Sunday, February 3, 2013

The Halo That Would Not Light

From the very beginning of reading the poem, The Halo That Would Not Light by Lucie Brock-Broido, it sounds very sorrowful and depressing, almost spiritless. Starting out, the title provides a glimpse of the youth trodden down by darkness referred to throughout the poem. A halo is thought to be connected with innocence and angels; a halo that won't light sounds wrong - as though the purity was taken away.
Just glancing at the structure of the poem, it is odd - sentences start halfway towards the end of a line and lots of empty space. (As after reading the poem I think the empty space symbolizes and reassures the idea of endlessness.)
Reading through the poem, I find the second line describes what the first line is saying: "dropped your tiny body/wrapped in its nest of linens wound." The dropped bundle was wrapped in linens.
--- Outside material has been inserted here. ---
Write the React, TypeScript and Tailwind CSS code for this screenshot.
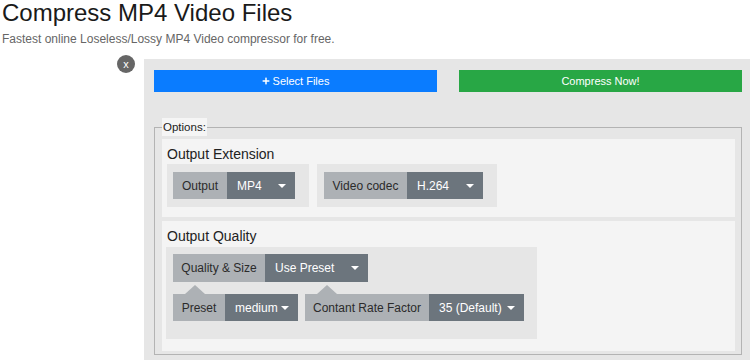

The words continue to hint at a child or baby, "tiny body," "carriage," and "child," but the darker, more haunting words give a different meaning: "raptor," "scarab-colored hollow," "invisible," "endlessly," and "hunting." The combination of the two (youth and innocence with dark, haunting scariness) imply something was taken from the child. "Endless childhood" at the end of the poem solidify the idea that the child never grew up; endless meaning it will stay a baby for forever. Perhaps the spirit of the young is caught, forever as a child roaming the heavens, because in heaven you don't age... So it's young for forever.

1 comment:

  1. Super sad, yes? :( There's just no real getting around the sad nature of this poem--but the idea of a sweet angel is a nice one.